RAMSES-RTZ: Non-Equilibrium Metal Chemistry and Cooling Coupled to On-The-Fly Radiation Hydrodynamics

TL;DR

RAMSES-RTZ introduces a non-equilibrium metal chemistry and cooling module coupled with on-the-fly radiation hydrodynamics, enabling more accurate modeling of metal line emissions in galaxy formation simulations across different cosmic environments.

Contribution

This work develops and benchmarks a new module for RAMSES-RT that models non-equilibrium metal ionization states and cooling, improving realism over equilibrium assumptions in galaxy simulations.

Findings

Successfully couples metal ionization to radiation hydrodynamics.

Reproduces CLOUDY results in equilibrium conditions.

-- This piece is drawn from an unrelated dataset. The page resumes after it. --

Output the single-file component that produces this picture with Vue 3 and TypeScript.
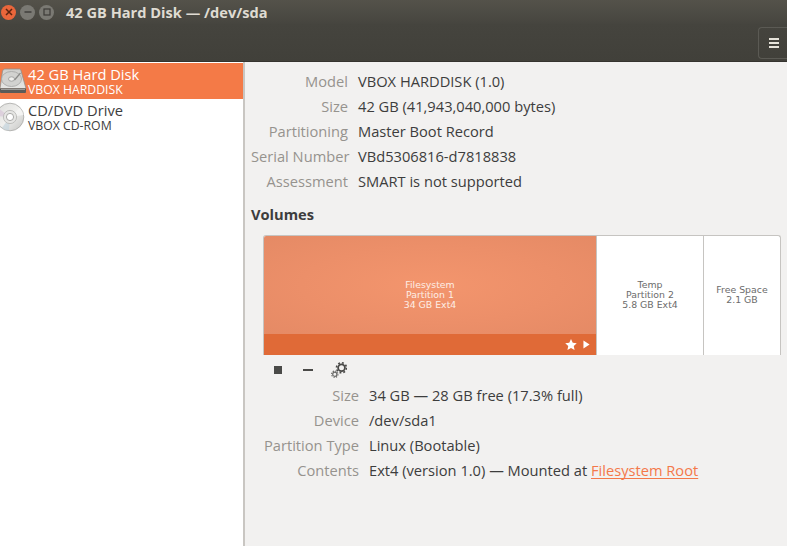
<script setup lang="ts">
interface Row {
  label: string;
  value: string;
}

interface Partition {
  id: string;
  lines: string[];
}

const diskRows: Row[] = [
  { label: 'Model', value: 'VBOX HARDDISK (1.0)' },
  { label: 'Size', value: '42 GB (41,943,040,000 bytes)' },
  { label: 'Partitioning', value: 'Master Boot Record' },
  { label: 'Serial Number', value: 'VBd5306816-d7818838' },
  { label: 'Assessment', value: 'SMART is not supported' },
]

const partitions: Partition[] = [
  { id: 'temp', lines: ['Temp', 'Partition 2', '5.8 GB Ext4'] },
  { id: 'free', lines: ['Free Space', '2.1 GB'] },
]

const volumeRows: Row[] = [
  { label: 'Size', value: '34 GB — 28 GB free (17.3% full)' },
  { label: 'Device', value: '/dev/sda1' },
  { label: 'Partition Type', value: 'Linux (Bootable)' },
]
</script>

<template>
  <div class="window">
    <header class="titlebar">
      <div class="controls">
        <span class="ctl close">
          <svg width="8" height="8" viewBox="0 0 8 8"><path d="M1 1l6 6M7 1L1 7" stroke="#5a2410" stroke-width="1.5" /></svg>
        </span>
        <span class="ctl">
          <svg width="8" height="8" viewBox="0 0 8 8"><path d="M0.5 4h7" stroke="#3c3b37" stroke-width="1.4" /></svg>
        </span>
        <span class="ctl">
          <svg width="8" height="8" viewBox="0 0 8 8"><rect x="1" y="1" width="6" height="6" fill="none" stroke="#3c3b37" stroke-width="1.2" /></svg>
        </span>
      </div>
      <span class="title">42 GB Hard Disk — /dev/sda</span>
    </header>

    <div class="toolbar">
      <button class="menu-btn" type="button">
        <span></span><span></span><span></span>
      </button>
    </div>

    <div class="body">
      <aside class="sidebar">
        <div class="device selected">
          <svg class="device-icon" width="28" height="28" viewBox="0 0 28 28">
            <defs>
              <linearGradient id="hd" x1="0" y1="0" x2="0" y2="1">
                <stop offset="0" stop-color="#cfcfcd" />
                <stop offset="1" stop-color="#e6e6e4" />
              </linearGradient>
            </defs>
            <path d="M4.5 2.5Q5 2 6 2h14.5q1 0 1.3 1L27 21.5H1L3.5 4z" fill="url(#hd)" stroke="#8f8f8d" stroke-width="0.8" />
            <ellipse cx="12.5" cy="12" rx="10" ry="7.5" fill="#d2d2d0" stroke="#a5a5a3" stroke-width="0.8" />
            <ellipse cx="12.5" cy="12" rx="3" ry="2.2" fill="#efefed" stroke="#969694" stroke-width="0.8" />
            <path d="M21.5 6l-6 7" stroke="#8a8a88" stroke-width="1.2" />
            <path d="M1 21.5h26V25q0 1-1 1H2q-1 0-1-1z" fill="#5b5b59" />
            <path d="M2 22.5h24" stroke="#9c9c9a" stroke-width="1" />
          </svg>
          <div class="device-text">
            <div class="device-name">42 GB Hard Disk</div>
            <div class="device-sub">VBOX HARDDISK</div>
          </div>
        </div>
        <div class="device">
          <svg class="device-icon" width="28" height="30" viewBox="0 0 28 30">
            <defs>
              <linearGradient id="cd" x1="0" y1="0" x2="1" y2="1">
                <stop offset="0" stop-color="#dcdcda" />
                <stop offset="0.5" stop-color="#efefed" />
                <stop offset="1" stop-color="#c4c4c2" />
              </linearGradient>
            </defs>
            <circle cx="11" cy="15" r="13.8" fill="url(#cd)" stroke="#a8a8a6" stroke-width="0.8" />
            <path d="M11 15L1 7.5Q-1 11-1.5 14z" fill="#d9c8d8" opacity="0.7" />
            <path d="M11 15L3 26Q7 28.5 10 28.5z" fill="#c6d6de" opacity="0.7" />
            <path d="M11 15L21 6Q24 10 24.5 13z" fill="#f8f8f6" opacity="0.8" />
            <circle cx="11" cy="15" r="6.6" fill="#e6e6e4" stroke="#b5b5b3" stroke-width="0.8" />
            <circle cx="11" cy="15" r="3.6" fill="#fff" stroke="#989896" stroke-width="0.8" />
          </svg>
          <div class="device-text">
            <div class="device-name">CD/DVD Drive</div>
            <div class="device-sub">VBOX CD-ROM</div>
          </div>
        </div>
      </aside>

      <main class="content">
        <div class="props disk-props">
          <template v-for="row in diskRows" :key="row.label">
            <span class="prop-label">{{ row.label }}</span>
            <span class="prop-value">{{ row.value }}</span>
          </template>
        </div>

        <h2 class="volumes">Volumes</h2>

        <div class="graph">
          <div class="part part-main">
            <div class="part-body">
              <span>Filesystem</span>
              <span>Partition 1</span>
              <span>34 GB Ext4</span>
            </div>
            <div class="part-strip">
              <svg width="12" height="11" viewBox="0 0 13 12"><path d="M6.5 0l1.9 4 4.4.5-3.3 3 .9 4.4-3.9-2.2-3.9 2.2.9-4.4L.2 4.5 4.6 4z" fill="#fff" /></svg>
              <svg width="7" height="9" viewBox="0 0 8 10"><path d="M0.5 0.5l7 4.5-7 4.5z" fill="#fff" /></svg>
            </div>
          </div>
          <div v-for="part in partitions" :key="part.id" class="part part-plain" :class="part.id">
            <span v-for="line in part.lines" :key="line">{{ line }}</span>
          </div>
        </div>

        <div class="actions">
          <span class="stop"></span>
          <span class="minus"></span>
          <svg class="gears" width="16" height="16" viewBox="0 0 16 16">
            <circle cx="10.5" cy="5.8" r="3.4" fill="none" stroke="#4a4a48" stroke-width="1.8" />
            <circle cx="10.5" cy="5.8" r="5" fill="none" stroke="#4a4a48" stroke-width="1.6" stroke-dasharray="1.9 2" />
            <circle cx="3.8" cy="12.2" r="2.1" fill="none" stroke="#6a6a68" stroke-width="1.2" />
            <circle cx="3.8" cy="12.2" r="3.2" fill="none" stroke="#6a6a68" stroke-width="1.1" stroke-dasharray="1.3 1.2" />
          </svg>
        </div>

        <div class="props volume-props">
          <template v-for="row in volumeRows" :key="row.label">
            <span class="prop-label">{{ row.label }}</span>
            <span class="prop-value">{{ row.value }}</span>
          </template>
          <span class="prop-label">Contents</span>
          <span class="prop-value">Ext4 (version 1.0) — Mounted at <a class="link">Filesystem Root</a></span>
        </div>
      </main>
    </div>
  </div>
</template>

<style>
html,
body {
  margin: 0;
  overflow: hidden;
}
</style>

<style scoped>
.window {
  width: 787px;
  height: 546px;
  display: flex;
  flex-direction: column;
  overflow: hidden;
  background: #f2f1f0;
  font-family: "Open Sans", "Noto Sans", sans-serif;
  font-size: 14.67px;
  color: #3d3d3d;
}

.titlebar {
  height: 24px;
  display: flex;
  align-items: center;
  background: linear-gradient(#54524a, #46453f);
  flex-shrink: 0;
}

.controls {
  display: flex;
  gap: 4px;
  margin: 0 0 0 1px;
}

.ctl {
  width: 15px;
  height: 15px;
  border-radius: 50%;
  background: #7a7973;
  display: flex;
  align-items: center;
  justify-content: center;
}

.close {
  background: #e9663b;
}

.title {
  margin-left: 12px;
  font-weight: 700;
  font-size: 14.6px;
  color: #dfdbd2;
  white-space: nowrap;
}

.toolbar {
  height: 38px;
  flex-shrink: 0;
  display: flex;
  justify-content: flex-end;
  align-items: flex-end;
  background: linear-gradient(#45443e, #41403a);
  border-bottom: 1px solid #35342f;
  box-sizing: border-box;
  padding-bottom: 2px;
}

.menu-btn {
  width: 29px;
  height: 32px;
  margin-right: 0;
  padding: 0 0 0 2px;
  display: flex;
  flex-direction: column;
  gap: 2px;
  align-items: center;
  justify-content: center;
  background: transparent;
  border: 1px solid #5b5a54;
  border-right: none;
  border-radius: 4px 0 0 4px;
}

.menu-btn span {
  width: 10px;
  height: 2px;
  background: #e6e3da;
}

.body {
  flex: 1;
  display: flex;
  min-height: 0;
}

.sidebar {
  width: 243px;
  flex-shrink: 0;
  background: #fff;
  border-right: 2px solid #c9c6c2;
  padding-top: 1px;
}

.device {
  height: 36px;
  display: flex;
  align-items: center;
  gap: 1px;
  color: #3d3d3d;
}

.device.selected {
  background: #f47a47;
  color: #fff;
}

.device-icon {
  margin-left: -1px;
  flex-shrink: 0;
}

.device-name {
  font-size: 14.67px;
  line-height: 17px;
}

.device-sub {
  font-size: 12.25px;
  line-height: 13px;
}

.content {
  flex: 1;
  min-width: 0;
  padding: 9px 6px 0 6px;
}

.props {
  display: grid;
  row-gap: 5px;
  column-gap: 10px;
  grid-auto-rows: 20px;
  align-items: center;
}

.disk-props {
  grid-template-columns: 97px 1fr;
}

.volume-props {
  grid-template-columns: 108px 1fr;
  margin-top: 1px;
}

.prop-label {
  text-align: right;
  color: #96938e;
  white-space: nowrap;
}

.prop-value {
  white-space: nowrap;
}

.volumes {
  margin: 13px 0 11px;
  font-size: 14.67px;
  line-height: 20px;
  font-weight: 700;
  color: #3d3d3d;
}

.graph {
  margin-left: 12px;
  height: 120px;
  display: flex;
  box-sizing: border-box;
  border: 1px solid #c6c4c1;
  border-bottom: none;
  border-radius: 3px 3px 0 0;
  background: #fff;
  font-family: "DejaVu Sans", sans-serif;
  font-size: 9.35px;
  line-height: 10px;
  overflow: hidden;
}

.part {
  display: flex;
  flex-direction: column;
  align-items: center;
  justify-content: center;
  text-align: center;
  box-sizing: border-box;
}

.part-main {
  width: 332px;
  flex-shrink: 0;
  align-items: stretch;
  color: #fdeee6;
}

.part-body {
  flex: 1;
  display: flex;
  flex-direction: column;
  align-items: center;
  justify-content: center;
  padding-top: 19px;
  background: radial-gradient(ellipse at center, #f3956d 0%, #ec8f69 55%, #e58a65 100%);
}

.part-strip {
  height: 21px;
  display: flex;
  align-items: center;
  justify-content: flex-end;
  gap: 6px;
  padding-right: 6px;
  background: #e06a37;
}

.part-plain {
  color: #6b6b6b;
  border-left: 1px solid #c6c4c1;
  padding-bottom: 2px;
}

.temp {
  width: 107px;
  flex-shrink: 0;
}

.free {
  flex: 1;
}

.actions {
  height: 29px;
  display: flex;
  align-items: center;
  padding-left: 23px;
}

.stop {
  width: 8px;
  height: 8px;
  background: #4a4a48;
}

.minus {
  width: 10px;
  height: 2px;
  margin-left: 21px;
  background: #4a4a48;
}

.gears {
  margin-left: 18px;
}

.link {
  color: #f4784a;
  text-decoration: underline;
  text-decoration-skip-ink: none;
  text-underline-offset: 2px;
}
</style>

Demonstrates application in galaxy simulation with realistic metal line predictions.

Abstract

Emission and absorption lines from elements heavier than helium (metals) represent one of our strongest probes of galaxy formation physics across nearly all redshifts accessible to observations. The vast majority of simulations that model these metal lines often assume either collisional or photoionisation equilibrium, or a combination of the two. For the few simulations that have relaxed these assumptions, a redshift-dependent meta-galactic UV background or fixed spectrum is often used in the non-equilibrium photoionisation calculation, which is unlikely to be accurate in the interstellar medium where the gas can self-shield as well as in the high-redshift circumgalactic medium where locally emitted radiation may dominate over the UV background. In this work, we relax this final assumption by coupling the ionisation states of individual metals to the radiation hydrodynamics solver present in RAMSES-RT. Our chemical network follows radiative recombination, dielectronic recombination, collisional ionisation, photoionisation, and charge transfer and we use the ionisation states to compute non-equilibrium optically-thin metal-line cooling. The fiducial model solves for the ionisation states of C, N, O, Mg, Si, S, Fe, and Ne in addition to H, He, and H$_2$, but can be easily extended for other ions. We provide interfaces to two different ODE solvers that are competitive in both speed and accuracy. The code has been benchmarked across a variety of gas conditions to reproduce results from CLOUDY when equilibrium is reached. We show an example isolated galaxy simulation with on-the-fly radiative transfer that demonstrates the utility of our code for translating between simulations and observations without the use of idealised photoionisation models.